Barley is the staple carbohydrate. Popular dishes include various stewed dishes and soups, and steamed dumplings with various fillings. If meat is used, yak meat is common (though Buddhism promotes vegetarianism, Tibet is home to some of the harshest weather on Earth, and many Tibetans do eat meat). Yak butter is also commonly used, especially in yak butter tea and drunk throughout the day. Note that in altitudes of Tibet, water can never reach the sea level boiling point of 100 degrees C; 85-90 degrees is more realistic. As a result, teas and other water-based things need to be brewed/stewed for a significantly longer time.
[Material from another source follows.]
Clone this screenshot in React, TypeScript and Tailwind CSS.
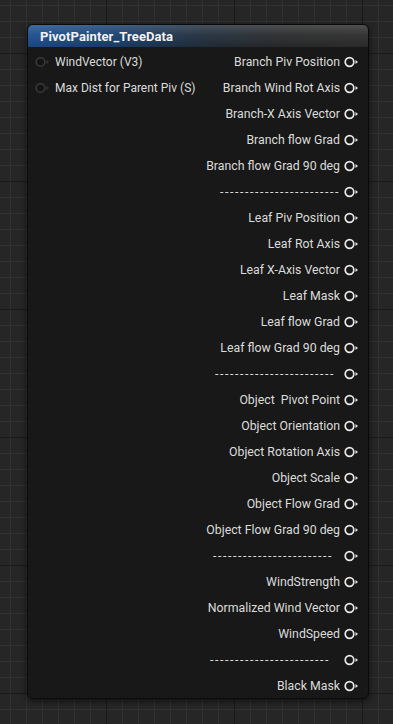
import React from "react";

const DASH = "------------------------";

const outputs: { label: string; pr?: number; dash?: boolean }[] = [
  { label: "Branch Piv Position" },
  { label: "Branch Wind Rot Axis" },
  { label: "Branch-X Axis Vector" },
  { label: "Branch flow Grad" },
  { label: "Branch flow Grad 90 deg" },
  { label: DASH, pr: 0, dash: true },
  { label: "Leaf Piv Position" },
  { label: "Leaf Rot Axis" },
  { label: "Leaf X-Axis Vector" },
  { label: "Leaf Mask" },
  { label: "Leaf flow Grad" },
  { label: "Leaf flow Grad 90 deg" },
  { label: DASH, pr: 5, dash: true },
  { label: "Object  Pivot Point" },
  { label: "Object Orientation" },
  { label: "Object Rotation Axis" },
  { label: "Object Scale" },
  { label: "Object Flow Grad" },
  { label: "Object Flow Grad 90 deg" },
  { label: DASH, pr: 7, dash: true },
  { label: "WindStrength" },
  { label: "Normalized Wind Vector" },
  { label: "WindSpeed" },
  { label: DASH, pr: 10, dash: true },
  { label: "Black Mask" },
];

const inputs = ["WindVector (V3)", "Max Dist for Parent Piv (S)"];

function OutPin() {
  return (
    <svg width="15" height="12" viewBox="0 0 15 12" className="shrink-0">
      <circle cx="5.5" cy="6" r="4.3" fill="none" stroke="#e8e8e8" strokeWidth="1.7" />
      <polygon points="11.5,4 14,6 11.5,8" fill="#e8e8e8" />
    </svg>
  );
}

function InPin() {
  return (
    <svg width="15" height="12" viewBox="0 0 15 12" className="shrink-0">
      <circle cx="5.5" cy="6" r="4.3" fill="#141414" stroke="#3a3a3a" strokeWidth="1.6" />
      <polygon points="11.5,4 14,6 11.5,8" fill="#3a3a3a" />
    </svg>
  );
}

export default function App() {
  return (
    <div
      className="w-[393px] h-[724px] overflow-hidden bg-[#262626] bg-[image:linear-gradient(to_right,#1a1a1a_1px,transparent_1px),linear-gradient(to_bottom,#1a1a1a_1px,transparent_1px),linear-gradient(to_right,#323232_1px,transparent_1px),linear-gradient(to_bottom,#323232_1px,transparent_1px)] bg-[size:128px_128px,128px_128px,16px_16px,16px_16px] bg-[position:106px_0,0_53px,10px_0,0_5px] pt-[24px] pl-[27px]"
      style={{ fontFamily: "Roboto, 'Noto Sans', sans-serif" }}
    >
      <div className="w-[342px] h-[675px] rounded-[6px] border border-[#0a0a0a] bg-[#171817]/[0.93] shadow-[0_2px_6px_rgba(0,0,0,0.6)] flex flex-col overflow-hidden">
        <div className="relative h-[22px] shrink-0 bg-[linear-gradient(to_right,#1e4f8f_0%,#1a4274_22%,#22303f_50%,#2b2c2d_75%,#2e2e2e_100%)] flex items-center pl-[12px]">
          <div className="absolute inset-0 bg-[linear-gradient(to_bottom,rgba(255,255,255,0.16)_0%,rgba(255,255,255,0.04)_45%,rgba(0,0,0,0.1)_100%)]" />
          <span className="relative text-[13px] font-bold text-[#f2f2f2] leading-none tracking-[0.1px]">
            PivotPainter_TreeData
          </span>
        </div>
        <div className="flex justify-between pt-[2px]">
          <div className="flex flex-col pl-[7px]">
            {inputs.map((t) => (
              <div key={t} className="h-[26px] flex items-center gap-[5px]">
                <InPin />
                <span className="text-[12px] text-[#dcdcdc] whitespace-pre">{t}</span>
              </div>
            ))}
          </div>
          <div className="flex flex-col items-end pr-[9px]">
            {outputs.map((o, i) => (
              <div key={i} className="h-[26px] flex items-center gap-[4px]">
                <span
                  className={
                    o.dash
                      ? "text-[12.3px] text-[#dcdcdc] whitespace-pre tracking-[1.6px]"
                      : "text-[12.3px] text-[#dcdcdc] whitespace-pre"
                  }
                  style={o.pr ? { paddingRight: o.pr } : undefined}
                >
                  {o.label}
                </span>
                <OutPin />
              </div>
            ))}
          </div>
        </div>
      </div>
    </div>
  );
}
Rice is difficult to cook at high altitudes, though pressure cooking has made it possible in recent times.

· 客家菜 Hakka cuisine

As the Hakka people are known for their migration throughout southeast Asia, you are more likely to find this cuisine outside (mainland) China than within; Malaysia and Taiwan are excellent places to look.

· 山西 Shanxi cuisine
· 陝西 Shaanxi cuisine
· 海南菜 Hainan cuisine
· 雲南菜 Yunnan cuisine
· 京菜 Beijing cuisine (and the associated Imperial Cuisine)

What I've written above is just the beginning. Just about every region, every city and ethnic group has its own set of traditional dishes.